Title: Bayesian
# Intro
Mahout currently has two implementations of Bayesian classifiers. One is
the traditional Naive Bayes approach, and the other is called Complementary
Naive Bayes.
# Implementations
[NaiveBayes](naivebayes.html)
([MAHOUT-9|http://issues.apache.org/jira/browse/MAHOUT-9])
[Complementary Naive Bayes](complementary-naive-bayes.html)
([MAHOUT-60|http://issues.apache.org/jira/browse/MAHOUT-60])
The Naive Bayes implementations in Mahout follow the paper [http://people.csail.mit.edu/jrennie/papers/icml03-nb.pdf](http://people.csail.mit.edu/jrennie/papers/icml03-nb.pdf)
Before we get to the actual algorithm lets discuss the terminology
Given, in an input set of classified documents:
1. j = 0 to N features
1. k = 0 to L labels
Then:
1. Normalized Frequency for a term(feature) in a document is calculated by
dividing the term frequency by the root mean square of terms frequencies in
that document
1. Weight Normalized Tf for a given feature in a given label = sum of
Normalized Frequency of the feature across all the documents in the label.
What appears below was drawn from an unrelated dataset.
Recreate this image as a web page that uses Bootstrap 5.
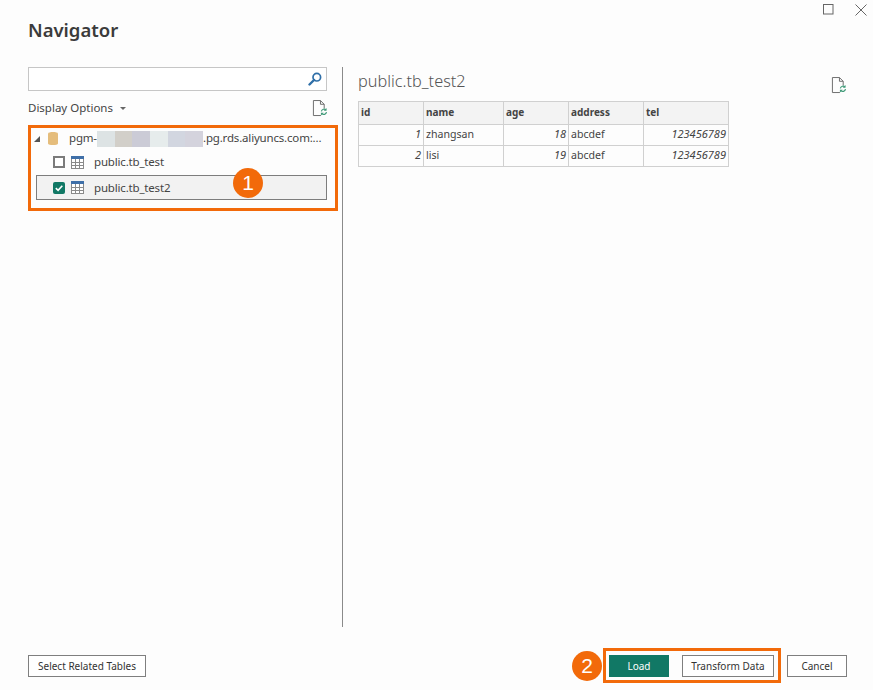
<!DOCTYPE html>
<html lang="en">
<head>
<meta charset="utf-8">
<title>Navigator</title>
<link href="https://cdn.jsdelivr.net/npm/bootstrap@5.3.0/dist/css/bootstrap.min.css" rel="stylesheet">
<style>
html,body{height:690px;overflow:hidden}
body{background:#fdfdfd;color:#444;font-family:"Noto Sans","Open Sans",sans-serif;font-size:11.5px;line-height:16px}
.dlg{height:690px;padding:0 26px 7px 28px}
.winbar{height:17px;padding:4px 0 0;margin-right:-20px;gap:21px;flex:none}
.dlg-title{font-size:18.5px;font-weight:600;line-height:26px;color:#3b3b3b;margin:0;height:50px;flex:none}
.panes{height:560px;flex:none}
.left-pane{width:315px;padding-right:10px;border-right:1px solid #8a8a8a;margin-right:15px;flex:none}
.search-box{width:299px;height:24px;border:1px solid #c6c6c6;background:#fff;padding-right:4px}
.opts-row{width:299px;height:34px;padding-top:9px}
.caret-mini{width:0;height:0;border-left:3px solid transparent;border-right:3px solid transparent;border-top:3px solid #666;margin-left:7px}
.tree-box{width:310px;height:86px;border:3px solid #f26a0a;padding:0 0 0 3px;letter-spacing:-.18px}
.tree-l1{height:21px}
.tree-l2{padding-left:19px;height:26px}
.tree-sel{width:291px;height:25px;background:#f2f2f2;border:1px solid #7d7d7d;margin-left:2px;padding-left:16px}
.tri{width:0;height:0;border-style:solid;border-width:0 0 6px 6px;border-color:transparent transparent #555 transparent;margin-right:8px}
.nm{margin-left:10px}
.nm-db{margin-left:11px;white-space:nowrap;color:#444}
.blur-seg{display:inline-block;width:17.7px;height:16px;vertical-align:middle}
.s1{background:#dde3e4}.s2{background:#d2cfc9}.s3{background:#cbcbd6}.s4{background:#e6ecec}.s5{background:#d2d6e0}.s6{background:#d4d3dd}
.chk{width:12px;height:12px;border:2px solid #7b7b7b;background:#fff;margin-right:6px;flex:none}
.chk-svg{margin-right:6px}
.pin{position:absolute;width:30px;height:30px;border-radius:50%;background:#f26a0a;color:#fff;font-size:21px;line-height:30px;text-align:center;font-family:"Liberation Sans",sans-serif}
.pin-a{left:233px;top:168px}
.right-pane{min-width:0}
.prev-head{width:488px;height:34px;padding-top:3px}
.prev-title{font-size:16.3px;font-weight:300;color:#555;line-height:22px;margin:0}
.ref-right{margin-top:7px}
.data-tbl{width:371px;table-layout:fixed;border-collapse:collapse;margin:0;font-size:10.6px;line-height:14px}
.data-tbl th,.data-tbl td{border:1px solid #d0d0d0;padding:2px;height:21px;color:#444;background:transparent;box-shadow:none}
.data-tbl th{background:#f3f3f3;font-weight:700;font-size:10px;height:23px;padding-top:0;padding-bottom:5px;color:#444}
.data-tbl td.num{text-align:right;font-style:italic;font-size:11px}
.c1{width:65px}.c2{width:80px}.c3{width:65px}.c4{width:75px}
.foot{height:35px;margin-top:21px;flex:none}
.bbtn{--bs-btn-font-size:10px;--bs-btn-line-height:14px;--bs-btn-padding-y:3px;--bs-btn-padding-x:0;--bs-btn-border-radius:0;--bs-btn-border-color:#7f7f7f;--bs-btn-color:#333;--bs-btn-bg:#fff;height:22px}
.b-rel{width:118px}
.b-load{width:60px;--bs-btn-bg:#117865;--bs-btn-border-color:#117865;--bs-btn-color:#fff}
.b-trans{width:92px}
.b-cancel{width:60px;margin-left:6px}
.act-box{width:178px;height:35px;border:3px solid #f26a0a;gap:13px;padding-left:3px;margin-left:1px}
.pin-wrap{position:relative;width:30px;height:30px}
.pin-b{left:0;top:0}
.ic{display:block;flex:none}
</style>
</head>
<body>
<div class="dlg d-flex flex-column">
  <div class="winbar d-flex justify-content-end align-items-start">
    <svg class="ic" width="11" height="11" viewBox="0 0 11 11"><rect x=".5" y=".5" width="9.5" height="9.5" fill="none" stroke="#666"/></svg>
    <svg class="ic" width="12" height="12" viewBox="0 0 12 12"><path d="M.5.5l11 11M11.500.5l-11 11" stroke="#666" fill="none"/></svg>
  </div>
  <h1 class="dlg-title">Navigator</h1>
  <div class="panes d-flex">
    <div class="left-pane">
      <div class="search-box d-flex align-items-center justify-content-end">
        <svg class="ic" width="14" height="14" viewBox="0 0 14 14"><circle cx="8.800" cy="5.200" r="3.800" fill="none" stroke="#2f6fa8" stroke-width="1.700"/><path d="M6 8L1.500 12.500" stroke="#2f6fa8" stroke-width="2.400" stroke-linecap="round"/></svg>
      </div>
      <div class="opts-row d-flex align-items-start justify-content-between">
        <div class="d-flex align-items-center"><span>Display Options</span><span class="caret-mini"></span></div>
        <svg class="ic" width="15" height="17" viewBox="0 0 16 18"><path d="M9.500 16.500H1.500V.5H9L13 4.500V9M9 .5V4.500H13" fill="none" stroke="#666"/><path d="M10 12a3 3 0 0 1 5-1.500M15.500 13a3 3 0 0 1-5 1.500" fill="none" stroke="#3f9a78" stroke-width="1.300"/><path d="M15.500 8.500v3h-3zM9.500 16.500v-3h3z" fill="#3f9a78"/></svg>
      </div>
      <div class="tree-box">
        <div class="tree-l1 d-flex align-items-center">
          <span class="tri"></span>
          <svg class="ic" width="10" height="15" viewBox="0 0 10 15"><path d="M0 2.500C0 .5 10 .5 10 2.500V12.500C10 14.500 0 14.500 0 12.500Z" fill="#e5bd7c"/></svg>
          <span class="nm-db">pgm-<span class="blur-seg s1"></span><span class="blur-seg s2"></span><span class="blur-seg s3"></span><span class="blur-seg s4"></span><span class="blur-seg s5"></span><span class="blur-seg s6"></span>.pg.rds.aliyuncs.com:...</span>
        </div>
        <div class="tree-l2 d-flex align-items-center">
          <span class="chk"></span>
          <svg class="ic" width="13" height="13" viewBox="0 0 13 13"><rect x=".5" y=".5" width="12" height="12" fill="#fff" stroke="#8a8a8a"/><rect x="0" y="0" width="13" height="3" fill="#3f6fa8"/><path d="M0 6.500H13M0 9.500H13M4.500 3V13M8.500 3V13" stroke="#8a8a8a" fill="none"/></svg>
          <span class="nm">public.tb_test</span>
        </div>
        <div class="tree-sel d-flex align-items-center">
          <svg class="ic chk-svg" width="12" height="12" viewBox="0 0 12 12"><rect width="12" height="12" rx="2" fill="#117865"/><path d="M2.800 6.200l2.300 2.200 4.200-4.600" fill="none" stroke="#fff" stroke-width="1.600"/></svg>
          <svg class="ic" width="13" height="13" viewBox="0 0 13 13"><rect x=".5" y=".5" width="12" height="12" fill="#fff" stroke="#8a8a8a"/><rect x="0" y="0" width="13" height="3" fill="#3f6fa8"/><path d="M0 6.500H13M0 9.500H13M4.500 3V13M8.500 3V13" stroke="#8a8a8a" fill="none"/></svg>
          <span class="nm">public.tb_test2</span>
        </div>
      </div>
      <div class="pin pin-a">1</div>
    </div>
    <div class="right-pane flex-grow-1">
      <div class="prev-head d-flex justify-content-between align-items-start">
        <h2 class="prev-title">public.tb_test2</h2>
        <svg class="ic ref-right" width="15" height="17" viewBox="0 0 16 18"><path d="M9.500 16.500H1.500V.5H9L13 4.500V9M9 .5V4.500H13" fill="none" stroke="#666"/><path d="M10 12a3 3 0 0 1 5-1.500M15.500 13a3 3 0 0 1-5 1.500" fill="none" stroke="#3f9a78" stroke-width="1.300"/><path d="M15.500 8.500v3h-3zM9.500 16.500v-3h3z" fill="#3f9a78"/></svg>
      </div>
      <table class="table data-tbl">
        <colgroup><col class="c1"><col class="c2"><col class="c3"><col class="c4"><col></colgroup>
        <thead><tr><th>id</th><th>name</th><th>age</th><th>address</th><th>tel</th></tr></thead>
        <tbody>
          <tr><td class="num">1</td><td>zhangsan</td><td class="num">18</td><td>abcdef</td><td class="num">123456789</td></tr>
          <tr><td class="num">2</td><td>lisi</td><td class="num">19</td><td>abcdef</td><td class="num">123456789</td></tr>
        </tbody>
      </table>
    </div>
  </div>
  <div class="foot d-flex align-items-center justify-content-between">
    <button type="button" class="btn bbtn b-rel">Select Related Tables</button>
    <div class="d-flex align-items-center">
      <div class="pin-wrap"><div class="pin pin-b">2</div></div>
      <div class="act-box d-flex align-items-center">
        <button type="button" class="btn bbtn b-load">Load</button>
        <button type="button" class="btn bbtn b-trans">Transform Data</button>
      </div>
      <button type="button" class="btn bbtn b-cancel">Cancel</button>
    </div>
  </div>
</div>
</body>
</html>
1. Weight Normalized Tf-Idf for a given feature in a label is the Tf-idf
calculated using standard idf multiplied by the Weight Normalized Tf
Once Weight Normalized Tf-idf(W-N-Tf-idf) is calculated, the final weight
matrix for Bayes and Cbayes are calculated as follows
We calculate the sum of W-N-Tf-idf for all the features in a label called
as Sigma_k or sumLabelWeight
For Bayes
Weight = Log [ ( W-N-Tf-Idf + alpha_i ) / ( Sigma_k + N ) ]
For CBayes
We calculate the Sum of W-N-Tf-Idf across all labels for a given feature.
We call this sumFeatureWeight of Sigma_j
Also we sum the entire W-N-Tf-Idf weights for all feature,label pair in the
train set. Call this Sigma_jSigma_k
Final Weight is calculated as
Weight = Log [ ( Sigma_j - W-N-Tf-Idf + alpha_i ) / ( Sigma_jSigma_k - Sigma_k + N ) ]
# Examples
In Mahout's example code, there are two samples that can be used:
1. [Wikipedia Bayes Example](wikipedia-bayes-example.html)
- Classify Wikipedia data.
1. [Twenty Newsgroups](twenty-newsgroups.html)
- Classify the classic Twenty Newsgroups data.